Ultrasensitive molecularly imprinted electrochemiluminescence sensor based on highly-conductive rGO-COOH synergically amplify TCPP luminophor signal in aqueous phase system for “switches-controlled” detection of tryptamine

Abstract

An efficient and innovative molecularly imprinted electrochemiluminescence sensor (MIECLS) based on the reduced carboxylated graphene oxide (rGO-COOH) amplifying aqueous phase meso-tetra(4-carboxyphenyl)porphyrin (TCPP) signal was constructed for “switches-controlled” detection of tryptamine (Tryp). The conductive rGO-COOH uninterruptedly accelerated the high-energy electrons injection into the aqueous co-reaction system of green metal-free TCPP, and more excited state molecules (TCPP*) were generated to obtain excellent ECL signal. Benefiting from the large specific surface area provided by rGO-COOH, molecularly imprinted polymer (MIP) with specific recognition cavities can be firmly electropolymerized on the surface of rGO-COOH/glassy carbon electrode (GCE), which regulated electrons transfer rate to realize “switches-controlled” detection by elution and recombination of Tryp.

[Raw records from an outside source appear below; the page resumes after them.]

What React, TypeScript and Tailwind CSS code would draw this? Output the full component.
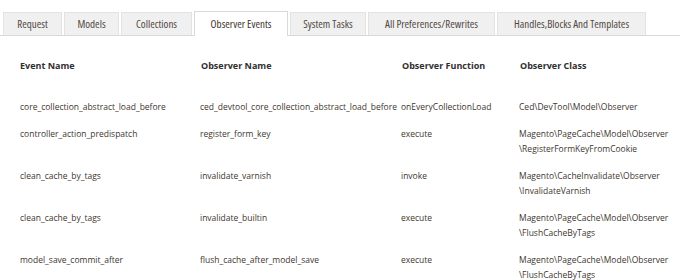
import React from "react";

interface ObserverRow {
  event: string;
  observer: string;
  fn: string;
  cls: string[];
}

const tabs = [
  { label: "Request", w: "w-[59px]" },
  { label: "Models", w: "w-[55px]" },
  { label: "Collections", w: "w-[71px]" },
  { label: "Observer Events", w: "w-[94px]" },
  { label: "System Tasks", w: "w-[76px]" },
  { label: "All Preferences/Rewrites", w: "w-[127px]" },
  { label: "Handles,Blocks And Templates", w: "w-[149px]" },
];

const rows: ObserverRow[] = [
  {
    event: "core_collection_abstract_load_before",
    observer: "ced_devtool_core_collection_abstract_load_before",
    fn: "onEveryCollectionLoad",
    cls: ["Ced\\DevTool\\Model\\Observer"],
  },
  {
    event: "controller_action_predispatch",
    observer: "register_form_key",
    fn: "execute",
    cls: ["Magento\\PageCache\\Model\\Observer", "\\RegisterFormKeyFromCookie"],
  },
  {
    event: "clean_cache_by_tags",
    observer: "invalidate_varnish",
    fn: "invoke",
    cls: ["Magento\\CacheInvalidate\\Observer", "\\InvalidateVarnish"],
  },
  {
    event: "clean_cache_by_tags",
    observer: "invalidate_builtin",
    fn: "execute",
    cls: ["Magento\\PageCache\\Model\\Observer", "\\FlushCacheByTags"],
  },
  {
    event: "model_save_commit_after",
    observer: "flush_cache_after_model_save",
    fn: "execute",
    cls: ["Magento\\PageCache\\Model\\Observer", "\\FlushCacheByTags"],
  },
];

export default function App() {
  const active = "Observer Events";

  return (
    <div className="w-[683px] h-[280px] overflow-hidden bg-white font-['Open_Sans',sans-serif] text-[#41362f]">
      {/* tabs */}
      <div className="flex items-end gap-[2px] pl-[3px] pt-[11px] border-b border-[#d9d9d9] mr-[3px]">
        {tabs.map((t) =>
          t.label === active ? (
            <div
              key={t.label}
              className={`${t.w} h-[25px] -mb-px flex items-center justify-center whitespace-nowrap bg-white border border-b-0 border-[#d9d9d9] text-[11px] [font-stretch:75%] text-[#41362f]`}
            >
              {t.label}
            </div>
          ) : (
            <div
              key={t.label}
              className={`${t.w} h-[23px] flex items-center justify-center whitespace-nowrap bg-[#f0f0f0] border border-b-0 border-[#e3e3e3] text-[11px] [font-stretch:75%] text-[#514943]`}
            >
              {t.label}
            </div>
          )
        )}
      </div>

      {/* observer table */}
      <div className="pl-[20px] leading-[15px]">
        <div className="flex font-bold text-[9px] text-[#303030] pt-[22px] pb-[20px]">
          <div className="w-[181px]">Event Name</div>
          <div className="w-[201px]">Observer Name</div>
          <div className="w-[118px]">Observer Function</div>
          <div>Observer Class</div>
        </div>
        {rows.map((r, i) => (
          <div key={i} className="flex py-[6px] text-[8.5px]">
            <div className="w-[180px]">{r.event}</div>
            <div className="w-[201px]">{r.observer}</div>
            <div className="w-[118px]">{r.fn}</div>
            <div>
              {r.cls.map((c) => (
                <div key={c}>{c}</div>
              ))}
            </div>
          </div>
        ))}
      </div>
    </div>
  );
}
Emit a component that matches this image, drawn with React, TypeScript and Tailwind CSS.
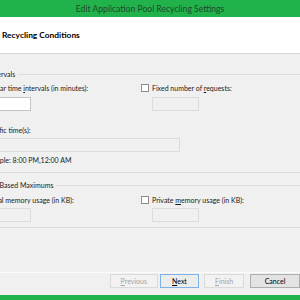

Under optimal conditions, the MIECLS exhibited a favorable linear relationship with Tryp in the concentration range of 1 × 10−9–1 × 10−4 mol L−1 and the limit of detection (LOD) was 0.25 × 10−9 mol L−1. The MIECLS was used for Tryp detection in actual samples with the satisfactory results (recovery rate, 83.19–91.32%) and consistent with that of HPLC. The dual application of TCPP and MIP/rGO-COOH/GCE can create nicely synergistic effect for the Tryp detection, making a novel avenue to the rapid analysis of other food hazards.